> _What is required_:
Your copy of the material must match it exactly, except that pictures are dropped.

[BEGIN Data lines]

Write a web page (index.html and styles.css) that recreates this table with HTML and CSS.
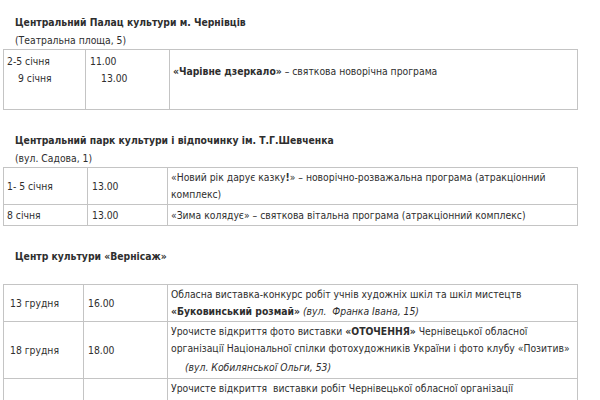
FILE: index.html
```html
<!DOCTYPE html>
<html lang="uk">
<head>
<meta charset="utf-8">
<title>Афіша</title>
<link rel="stylesheet" href="styles.css">
</head>
<body>
<div class="page">
  <h3 class="venue">Центральний Палац культури м. Чернівців</h3>
  <p class="addr">(Театральна площа, 5)</p>
  <table class="grid t1">
    <tr>
      <td class="c1 top"><div>2-5 січня</div><div class="ind">9 січня</div></td>
      <td class="c2 top"><div>11.00</div><div class="ind">13.00</div></td>
      <td class="c3 lifted"><b>«Чарівне дзеркало»</b> – святкова новорічна програма</td>
    </tr>
  </table>

  <h3 class="venue">Центральний парк культури і відпочинку ім. Т.Г.Шевченка</h3>
  <p class="addr">(вул. Садова, 1)</p>
  <table class="grid t2">
    <tr>
      <td class="c1">1- 5 січня</td>
      <td class="c2">13.00</td>
      <td class="c3">«Новий рік дарує казку<b>!</b>» – новорічно-розважальна програма (атракціонний комплекс)</td>
    </tr>
    <tr>
      <td class="c1 one">8 січня</td>
      <td class="c2 one">13.00</td>
      <td class="c3 one">«Зима колядує» – святкова вітальна програма (атракціонний комплекс)</td>
    </tr>
  </table>

  <h3 class="venue gap">Центр культури «Вернісаж»</h3>
  <table class="grid t3">
    <tr>
      <td class="c1">13 грудня</td>
      <td class="c2">16.00</td>
      <td class="c3">Обласна виставка-конкурс робіт учнів художніх шкіл та шкіл мистецтв <b>«Буковинський розмай»</b> <i>(вул.&nbsp; Франка Івана, 15)</i></td>
    </tr>
    <tr>
      <td class="c1">18 грудня</td>
      <td class="c2">18.00</td>
      <td class="c3">Урочисте відкриття фото виставки <b>«ОТОЧЕННЯ»</b> Чернівецької обласної організації Національної спілки фотохудожників України і фото клубу «Позитив»<div class="note"><i>(вул. Кобилянської Ольги, 53)</i></div></td>
    </tr>
    <tr>
      <td class="c1">&nbsp;</td>
      <td class="c2">&nbsp;</td>
      <td class="c3">Урочисте відкриття&nbsp; виставки робіт Чернівецької обласної організації Національної спілки художників України</td>
    </tr>
  </table>
</div>
</body>
</html>
```

FILE: styles.css
```css
html, body {
  margin: 0;
  padding: 0;
  background: #ffffff;
}

body {
  font-family: "DejaVu Sans Condensed", "DejaVu Sans", Verdana, sans-serif;
  font-stretch: condensed;
  font-size: 10.3px;
  line-height: 17px;
  color: #2e2e2e;
}

.page {
  padding: 13px 0 0 3px;
}

.venue {
  margin: 0 0 0 12px;
  font-size: 10.3px;
  font-weight: bold;
  line-height: 18px;
}

.addr {
  margin: 0 0 0 12px;
  line-height: 18px;
}

.gap {
  margin-bottom: 19px;
}

.grid {
  width: 575px;
  border-collapse: collapse;
  table-layout: fixed;
  margin-bottom: 21px;
}

.grid td {
  box-sizing: border-box;
  border: 1px solid #c4c4c4;
  padding: 1px 4px 1px 3px;
  vertical-align: middle;
}

.t1 .c1 { width: 82px; }
.t1 .c2 { width: 84px; }
.t2 .c1 { width: 84px; }
.t2 .c2 { width: 80px; }
.t3 .c1 { width: 80px; }
.t3 .c2 { width: 84px; }

.grid .c2 { padding-left: 4px; }
.grid .c3 { padding-left: 3px; }
.t3 .c1 { padding-left: 6px; }

.grid td.top {
  vertical-align: top;
  padding-top: 3px;
  padding-bottom: 22px;
}

.grid td.lifted {
  padding-bottom: 18px;
}

.grid td.one {
  padding-top: 2px;
  padding-bottom: 1px;
}

.ind {
  padding-left: 11px;
}

.note {
  line-height: 20px;
  padding-left: 14px;
}
```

[END Data lines]

> _Result for this task_:
Write a web page (index.html and styles.css) that recreates this table with HTML and CSS.
FILE: index.html
```html
<!DOCTYPE html>
<html lang="uk">
<head>
<meta charset="utf-8">
<title>Афіша</title>
<link rel="stylesheet" href="styles.css">
</head>
<body>
<div class="page">
  <h3 class="venue">Центральний Палац культури м. Чернівців</h3>
  <p class="addr">(Театральна площа, 5)</p>
  <table class="grid t1">
    <tr>
      <td class="c1 top"><div>2-5 січня</div><div class="ind">9 січня</div></td>
      <td class="c2 top"><div>11.00</div><div class="ind">13.00</div></td>
      <td class="c3 lifted"><b>«Чарівне дзеркало»</b> – святкова новорічна програма</td>
    </tr>
  </table>

  <h3 class="venue">Центральний парк культури і відпочинку ім. Т.Г.Шевченка</h3>
  <p class="addr">(вул. Садова, 1)</p>
  <table class="grid t2">
    <tr>
      <td class="c1">1- 5 січня</td>
      <td class="c2">13.00</td>
      <td class="c3">«Новий рік дарує казку<b>!</b>» – новорічно-розважальна програма (атракціонний комплекс)</td>
    </tr>
    <tr>
      <td class="c1 one">8 січня</td>
      <td class="c2 one">13.00</td>
      <td class="c3 one">«Зима колядує» – святкова вітальна програма (атракціонний комплекс)</td>
    </tr>
  </table>

  <h3 class="venue gap">Центр культури «Вернісаж»</h3>
  <table class="grid t3">
    <tr>
      <td class="c1">13 грудня</td>
      <td class="c2">16.00</td>
      <td class="c3">Обласна виставка-конкурс робіт учнів художніх шкіл та шкіл мистецтв <b>«Буковинський розмай»</b> <i>(вул.&nbsp; Франка Івана, 15)</i></td>
    </tr>
    <tr>
      <td class="c1">18 грудня</td>
      <td class="c2">18.00</td>
      <td class="c3">Урочисте відкриття фото виставки <b>«ОТОЧЕННЯ»</b> Чернівецької обласної організації Національної спілки фотохудожників України і фото клубу «Позитив»<div class="note"><i>(вул. Кобилянської Ольги, 53)</i></div></td>
    </tr>
    <tr>
      <td class="c1">&nbsp;</td>
      <td class="c2">&nbsp;</td>
      <td class="c3">Урочисте відкриття&nbsp; виставки робіт Чернівецької обласної організації Національної спілки художників України</td>
    </tr>
  </table>
</div>
</body>
</html>
```

FILE: styles.css
```css
html, body {
  margin: 0;
  padding: 0;
  background: #ffffff;
}

body {
  font-family: "DejaVu Sans Condensed", "DejaVu Sans", Verdana, sans-serif;
  font-stretch: condensed;
  font-size: 10.3px;
  line-height: 17px;
  color: #2e2e2e;
}

.page {
  padding: 13px 0 0 3px;
}

.venue {
  margin: 0 0 0 12px;
  font-size: 10.3px;
  font-weight: bold;
  line-height: 18px;
}

.addr {
  margin: 0 0 0 12px;
  line-height: 18px;
}

.gap {
  margin-bottom: 19px;
}

.grid {
  width: 575px;
  border-collapse: collapse;
  table-layout: fixed;
  margin-bottom: 21px;
}

.grid td {
  box-sizing: border-box;
  border: 1px solid #c4c4c4;
  padding: 1px 4px 1px 3px;
  vertical-align: middle;
}

.t1 .c1 { width: 82px; }
.t1 .c2 { width: 84px; }
.t2 .c1 { width: 84px; }
.t2 .c2 { width: 80px; }
.t3 .c1 { width: 80px; }
.t3 .c2 { width: 84px; }

.grid .c2 { padding-left: 4px; }
.grid .c3 { padding-left: 3px; }
.t3 .c1 { padding-left: 6px; }

.grid td.top {
  vertical-align: top;
  padding-top: 3px;
  padding-bottom: 22px;
}

.grid td.lifted {
  padding-bottom: 18px;
}

.grid td.one {
  padding-top: 2px;
  padding-bottom: 1px;
}

.ind {
  padding-left: 11px;
}

.note {
  line-height: 20px;
  padding-left: 14px;
}
```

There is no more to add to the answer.